### The task
Quote, verbatim, all material below, without pictures.

-=-=-=-=-

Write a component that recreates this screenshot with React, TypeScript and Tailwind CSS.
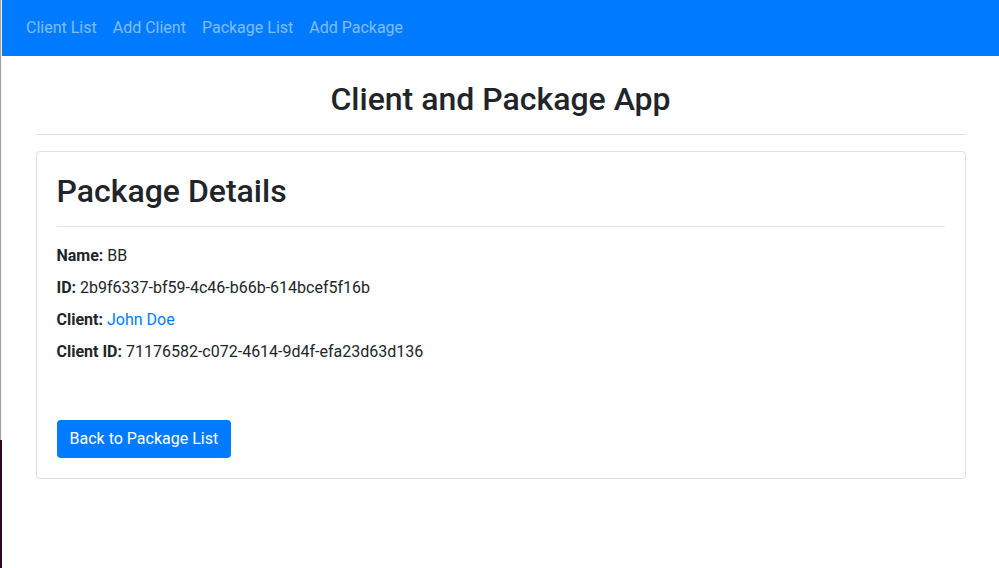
import React from 'react';

const navLinks = ['Client List', 'Add Client', 'Package List', 'Add Package'];

const details = [
  { label: 'Name:', value: 'BB' },
  { label: 'ID:', value: '2b9f6337-bf59-4c46-b66b-614bcef5f16b' },
  { label: 'Client:', value: 'John Doe', link: true },
  { label: 'Client ID:', value: '71176582-c072-4614-9d4f-efa23d63d136' },
];

const App = () => {
  return (
    <div
      className="flex h-[568px] w-full overflow-hidden bg-white text-[#212529]"
      style={{ fontFamily: 'Roboto, "Liberation Sans", sans-serif' }}
    >
      {/* window edge */}
      <div className="flex w-[2px] shrink-0 flex-col">
        <div className="flex h-[440px] w-full">
          <div className="w-px bg-[#a3a3a3]" />
          <div className="w-px bg-[#f2f2f2]" />
        </div>
        <div className="flex-1 bg-[#2a0b20]" />
      </div>

      <div className="flex-1">
        <nav className="flex h-14 items-center bg-[#007bff] px-4">
          {navLinks.map((l) => (
            <a key={l} href="#" className="px-2 py-2 text-base leading-6 text-white/50">
              {l}
            </a>
          ))}
        </nav>

        <div className="mx-auto max-w-[960px] px-[15px]">
          <h1 className="mt-6 mb-4 text-center text-[32px] leading-[38px] font-medium">
            Client and Package App
          </h1>
          <hr className="border-t border-[#e3e3e3]" />

          <div className="mt-4 rounded border border-[#dfdfdf] p-5">
            <h2 className="text-[32px] leading-[38px] font-medium">Package Details</h2>
            <hr className="mt-4 border-t border-[#e3e3e3]" />
            <div className="mt-[17px]">
              {details.map((d) => (
                <p key={d.label} className="mb-2 text-base leading-6">
                  <strong className="font-bold">{d.label}</strong>{' '}
                  {d.link ? (
                    <a href="#" className="text-[#007bff]">
                      {d.value}
                    </a>
                  ) : (
                    d.value
                  )}
                </p>
              ))}
            </div>
            <button className="mt-[48px] rounded bg-[#007bff] px-[13px] py-[7px] text-base leading-6 text-white">
              Back to Package List
            </button>
          </div>
        </div>
      </div>
    </div>
  );
};

export default App;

-=-=-=-=-

### Written solution
Write a component that recreates this screenshot with React, TypeScript and Tailwind CSS.
import React from 'react';

const navLinks = ['Client List', 'Add Client', 'Package List', 'Add Package'];

const details = [
  { label: 'Name:', value: 'BB' },
  { label: 'ID:', value: '2b9f6337-bf59-4c46-b66b-614bcef5f16b' },
  { label: 'Client:', value: 'John Doe', link: true },
  { label: 'Client ID:', value: '71176582-c072-4614-9d4f-efa23d63d136' },
];

const App = () => {
  return (
    <div
      className="flex h-[568px] w-full overflow-hidden bg-white text-[#212529]"
      style={{ fontFamily: 'Roboto, "Liberation Sans", sans-serif' }}
    >
      {/* window edge */}
      <div className="flex w-[2px] shrink-0 flex-col">
        <div className="flex h-[440px] w-full">
          <div className="w-px bg-[#a3a3a3]" />
          <div className="w-px bg-[#f2f2f2]" />
        </div>
        <div className="flex-1 bg-[#2a0b20]" />
      </div>

      <div className="flex-1">
        <nav className="flex h-14 items-center bg-[#007bff] px-4">
          {navLinks.map((l) => (
            <a key={l} href="#" className="px-2 py-2 text-base leading-6 text-white/50">
              {l}
            </a>
          ))}
        </nav>

        <div className="mx-auto max-w-[960px] px-[15px]">
          <h1 className="mt-6 mb-4 text-center text-[32px] leading-[38px] font-medium">
            Client and Package App
          </h1>
          <hr className="border-t border-[#e3e3e3]" />

          <div className="mt-4 rounded border border-[#dfdfdf] p-5">
            <h2 className="text-[32px] leading-[38px] font-medium">Package Details</h2>
            <hr className="mt-4 border-t border-[#e3e3e3]" />
            <div className="mt-[17px]">
              {details.map((d) => (
                <p key={d.label} className="mb-2 text-base leading-6">
                  <strong className="font-bold">{d.label}</strong>{' '}
                  {d.link ? (
                    <a href="#" className="text-[#007bff]">
                      {d.value}
                    </a>
                  ) : (
                    d.value
                  )}
                </p>
              ))}
            </div>
            <button className="mt-[48px] rounded bg-[#007bff] px-[13px] py-[7px] text-base leading-6 text-white">
              Back to Package List
            </button>
          </div>
        </div>
      </div>
    </div>
  );
};

export default App;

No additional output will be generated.